Roadmap transparency: Publish what is being worked on and what is coming. A GitHub project board showing the platform roadmap reduces “when will you support X?” questions by 80%.

Deprecation policy: Give teams migration timelines with concrete support. “We are deprecating Jenkins. ArgoCD is the replacement. Migration guide is here. Jenkins decommissions March 1. We will pair with any team needing help during February.” Abrupt shutdowns destroy trust.

Internal SLOs for Platform Services#

Platform teams should publish SLOs for their services, just like production SLOs for customer-facing systems:

Platform Service SLO Measurement
CI pipeline (GitHub Actions) 95% of builds complete in < 10 min P95 build duration over 28 days
ArgoCD sync 99.5% of syncs succeed on first attempt Sync success rate over 7 days
New service scaffolding Available 99.9% of the time Backstage scaffolder uptime
Namespace provisioning Provisioned within 5 minutes of merge Time from PR merge to namespace ready
Secret injection 99.9% availability ExternalSecrets sync success rate

SLOs hold the platform team accountable and give stream-aligned teams confidence. “Will my deploy work?” is answered by the SLO dashboard, not by pinging the platform team on Slack.
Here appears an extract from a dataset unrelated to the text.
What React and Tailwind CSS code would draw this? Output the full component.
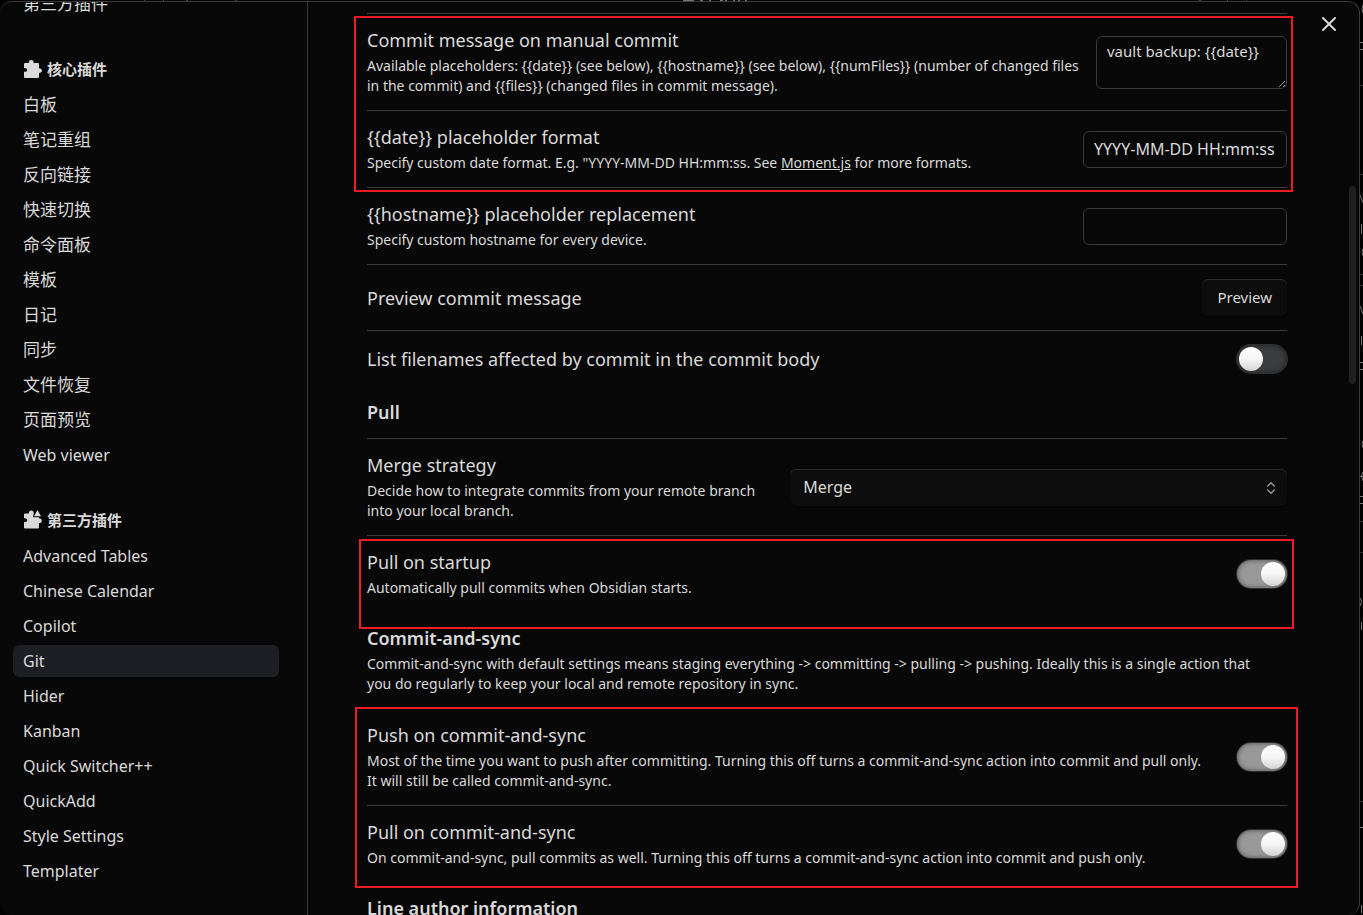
import React from "react";
import { X, ChevronsUpDown } from "lucide-react";

const coreItems = ["白板", "笔记重组", "反向链接", "快速切换", "命令面板", "模板", "日记", "同步", "文件恢复", "页面预览", "Web viewer"];
const communityItems = ["Advanced Tables", "Chinese Calendar", "Copilot", "Git", "Hider", "Kanban", "Quick Switcher++", "QuickAdd", "Style Settings", "Templater"];

function PuzzleIcon() {
  return (
    <svg viewBox="0 0 20 20" className="size-5 fill-[#dadada]" aria-hidden="true">
      <path d="M3 4h3.800C6.800 2.300 7.800 1 9.300 1s2.500 1.300 2.500 3H16a1 1 0 0 1 1 1v4.200c1.700 0 3 .9 3 2.400S18.700 14 17 14v4a1 1 0 0 1-1 1H3a1 1 0 0 1-1-1v-5.200c1.700.3 3.200-.5 3.200-1.900S3.700 8.700 2 9V5a1 1 0 0 1 1-1z" />
    </svg>
  );
}

function PuzzleTriangleIcon() {
  return (
    <svg viewBox="0 0 20 20" className="size-5 fill-[#dadada]" aria-hidden="true">
      <path d="M3 3.500h3.800C6.800 1.800 7.800.6 9.300.6s2.500 1.200 2.500 2.900L11 7.200h6v1.100c1.700 0 2.800.9 2.800 2.400s-1.100 2.400-2.800 2.400V17.500a1 1 0 0 1-1 1H3a1 1 0 0 1-1-1v-5.400c1.700.3 3.200-.5 3.200-1.900S3.700 8 2 8.300V4.500a1 1 0 0 1 1-1z" />
      <path d="M15.500 0 19 6.200h-7z" />
    </svg>
  );
}

function NavItem({ label, active }) {
  const latin = /^[A-Z]/.test(label);
  return (
    <li>
      <a
        href="#"
        aria-current={active ? "page" : undefined}
        className={"flex h-8 items-center rounded-md px-[10px] " + (latin ? "text-[16px] " : "text-[17px] ") + (active ? "bg-[#1e1f24]" : "")}
      >
        {label}
      </a>
    </li>
  );
}

function NavSection({ title, icon, items, current }) {
  return (
    <section>
      <h2 className="mb-2 flex h-6 items-center gap-[5px] pl-[9px] text-[15px] font-bold">
        {icon}
        {title}
      </h2>
      <ul className="flex flex-col gap-[3px]">
        {items.map((item) => (
          <NavItem key={item} label={item} active={item === current} />
        ))}
      </ul>
    </section>
  );
}

function Setting({ id, name, desc, children }) {
  return (
    <div className="flex items-center border-t border-[#3a3a3a] py-[14px]">
      <div className="min-w-0 flex-1 pr-4">
        <label htmlFor={id} className="block text-[18px] leading-6">{name}</label>
        {desc && <p className="mt-1 text-[14px] leading-5">{desc}</p>}
      </div>
      {children}
    </div>
  );
}

function Toggle({ id, defaultChecked }) {
  return (
    <input
      id={id}
      type="checkbox"
      role="switch"
      defaultChecked={defaultChecked}
      className="mr-0 flex h-7 w-[50px] shrink-0 appearance-none items-center rounded-full bg-[#3b3c3e] px-[2px] shadow-[inset_0_0_5px_rgba(0,0,0,0.5),0_0_0_1px_#303030] before:size-6 before:rounded-full before:bg-linear-to-b before:from-white before:via-[#f6f6f6] before:to-[#d4d4d4] before:content-[''] checked:justify-end checked:bg-[#989898]"
    />
  );
}

function Heading({ children }) {
  return <h3 className="text-[18px] leading-6 font-semibold">{children}</h3>;
}

/* Slivers of the workspace that show past the dialog's edges. */
function WorkspaceEdges() {
  return (
    <>
      <svg className="absolute top-0 left-0 h-px w-full" aria-hidden="true" stroke="#777">
        <path d="M683 .5h11M700 .5h3M709 .5h2M720 .5h3M725 .5h2M733 .5h2M738 .5h2M745 .5h2" />
        <path d="M144 .5h1M163 .5h1M186 .5h2M235 .5h2M1199 .5h2M1227 .5h1M1246 .5h1" stroke="#444" />
      </svg>
      <svg className="absolute top-0 right-0 h-full w-[3px]" aria-hidden="true" fill="none">
        <path d="M0 85.500h3M0 174.500h3M0 274.500h3M0 285.500h3M0 521.500h3M0 552.500h3M0 801.500h3" stroke="#2c2c2c" />
        <path d="M3 5q-2 3 0 8M0 42.500h3M0 49.500h3M0 195l3 8M1.500 224v10M3 249q-2 3 0 7M0 306l3 8M1.500 336v9M0 362.500h3M0 369.500h3M3 441q-2 3 0 7M0 476.500h3M3 472q-3 4 0 9M0 496.500h3M0 503.500h3M0 598q3 3 0 8M1.500 622v8M0 827.500h3M1.500 905v8" stroke="#777" />
      </svg>
    </>
  );
}

const fieldClass = "shrink-0 rounded-md border border-[#3a3a3a] bg-[#080808] px-[10px] outline-none";

export default function App() {
  return (
    <div className="relative h-screen overflow-hidden bg-black pt-px pr-[3px] font-['Noto_Sans','Noto_Sans_CJK_SC',sans-serif] text-[#dadada]">
      <WorkspaceEdges />
      <div className="relative flex h-full overflow-hidden rounded-xl border-t border-r border-[#3a3a3a] bg-[#080808]">
        <nav className="w-[308px] shrink-0 overflow-hidden border-r border-[#3a3a3a] pr-7 pl-[13px]">
          <div className="-mt-[14px] flex flex-col gap-[37px]">
            <ul>
              <NavItem label="第三方插件" />
            </ul>
            <NavSection title="核心插件" icon={<PuzzleIcon />} items={coreItems} />
            <NavSection title="第三方插件" icon={<PuzzleTriangleIcon />} items={communityItems} current="Git" />
          </div>
        </nav>

        <main className="min-w-0 flex-1 overflow-hidden pt-[11px] pr-[72px] pl-[59px]">
          <div className="relative">
            <Setting
              id="message"
              name="Commit message on manual commit"
              desc="Available placeholders: {{date}} (see below), {{hostname}} (see below), {{numFiles}} (number of changed files in the commit) and {{files}} (changed files in commit message)."
            >
              <textarea id="message" defaultValue="vault backup: {{date}}" className={fieldClass + " h-[53px] w-[191px] resize py-1 text-[15px] leading-5"} />
            </Setting>
            <Setting
              id="date"
              name="{{date}} placeholder format"
              desc={
                <>
                  Specify custom date format. E.g. "YYYY-MM-DD HH:mm:ss. See <a href="#" className="underline">Moment.js</a> for more formats.
                </>
              }
            >
              <input id="date" defaultValue="YYYY-MM-DD HH:mm:ss" className={fieldClass + " h-[37px] w-[204px] text-[16px]"} />
            </Setting>
            <div className="pointer-events-none absolute top-[3px] -right-[6px] -bottom-[5px] -left-[13px] border-2 border-[#ed1c24]" />
          </div>
          <Setting id="hostname" name="{{hostname}} placeholder replacement" desc="Specify custom hostname for every device.">
            <input id="hostname" className={fieldClass + " h-[37px] w-[204px] text-[16px]"} />
          </Setting>
          <Setting id="preview" name="Preview commit message">
            <button id="preview" className="h-[37px] shrink-0 rounded-md bg-[#0d0d0d] px-[15px] text-[15px] shadow-[inset_0_1px_0_#2c2c2c,0_1px_2px_#000]">Preview</button>
          </Setting>
          <Setting id="list" name="List filenames affected by commit in the commit body">
            <Toggle id="list" />
          </Setting>

          <div className="pt-[13px] pb-[14px]">
            <Heading>Pull</Heading>
          </div>
          <Setting id="merge" name="Merge strategy" desc="Decide how to integrate commits from your remote branch into your local branch.">
            <div className="relative w-[54%] shrink-0">
              <select id="merge" className="h-[37px] w-full appearance-none rounded-md bg-[#0d0d0d] px-[13px] text-[16px] shadow-[inset_0_1px_0_#2c2c2c,0_1px_2px_#000]">
                <option>Merge</option>
              </select>
              <ChevronsUpDown className="pointer-events-none absolute top-[11px] right-2 size-4 text-[#999]" strokeWidth={2} />
            </div>
          </Setting>
          <div className="relative">
            <Setting id="startup" name="Pull on startup" desc="Automatically pull commits when Obsidian starts.">
              <Toggle id="startup" defaultChecked />
            </Setting>
            <div className="pointer-events-none absolute top-1 -right-[7px] -bottom-[17px] -left-2 border-2 border-[#ed1c24]" />
          </div>

          <div className="py-[14px]">
            <Heading>Commit-and-sync</Heading>
            <p className="mt-1 pr-4 text-[14px] leading-5">
              Commit-and-sync with default settings means staging everything -&gt; committing -&gt; pulling -&gt; pushing. Ideally this is a single action that you do regularly to keep your local and remote repository in sync.
            </p>
          </div>
          <div className="relative">
            <Setting id="push" name="Push on commit-and-sync" desc={"Most of the time you want to push after committing. Turning this off turns a commit-and-sync action into commit and pull only. It\u00a0will still be called commit-and-sync."}>
              <Toggle id="push" defaultChecked />
            </Setting>
            <Setting id="pull" name="Pull on commit-and-sync" desc="On commit-and-sync, pull commits as well. Turning this off turns a commit-and-sync action into commit and push only.">
              <Toggle id="pull" defaultChecked />
            </Setting>
            <div className="pointer-events-none absolute -top-px -right-[11px] -bottom-[6px] -left-3 border-2 border-[#ed1c24]" />
          </div>
          <div className="pt-[14px]">
            <Heading>Line author information</Heading>
          </div>
        </main>

        <button aria-label="Close" className="absolute top-[10px] right-[18px]">
          <X className="size-6" strokeWidth={2} />
        </button>
        <div className="absolute top-[184px] right-[3px] h-[198px] w-[7px] rounded-full bg-[#202020]" />
      </div>
    </div>
  );
}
Measure with the same tools you use for production: Prometheus, Grafana, burn rate alerting.

Team Sizing#

Rules of thumb for platform team sizing:

  • 50-150 developers: 3-5 platform engineers. Focus on golden paths, CI/CD, and basic self-service. Thin platform only.
  • 150-500 developers: 5-12 platform engineers. Add dedicated work on observability platform, security guardrails, and developer portal. Still mostly thin.
  • 500-2000 developers: 12-30 platform engineers, split into sub-teams (compute, data, developer experience, security). Some custom tooling warranted.
  • 2000+ developers: 30+ platform engineers across multiple teams. Thick platform investments may be justified.

The signal your team is too small: stream-aligned teams build their own platform capabilities because yours cannot keep up. The signal it is too large: you are building custom solutions for problems open-source tools solve well.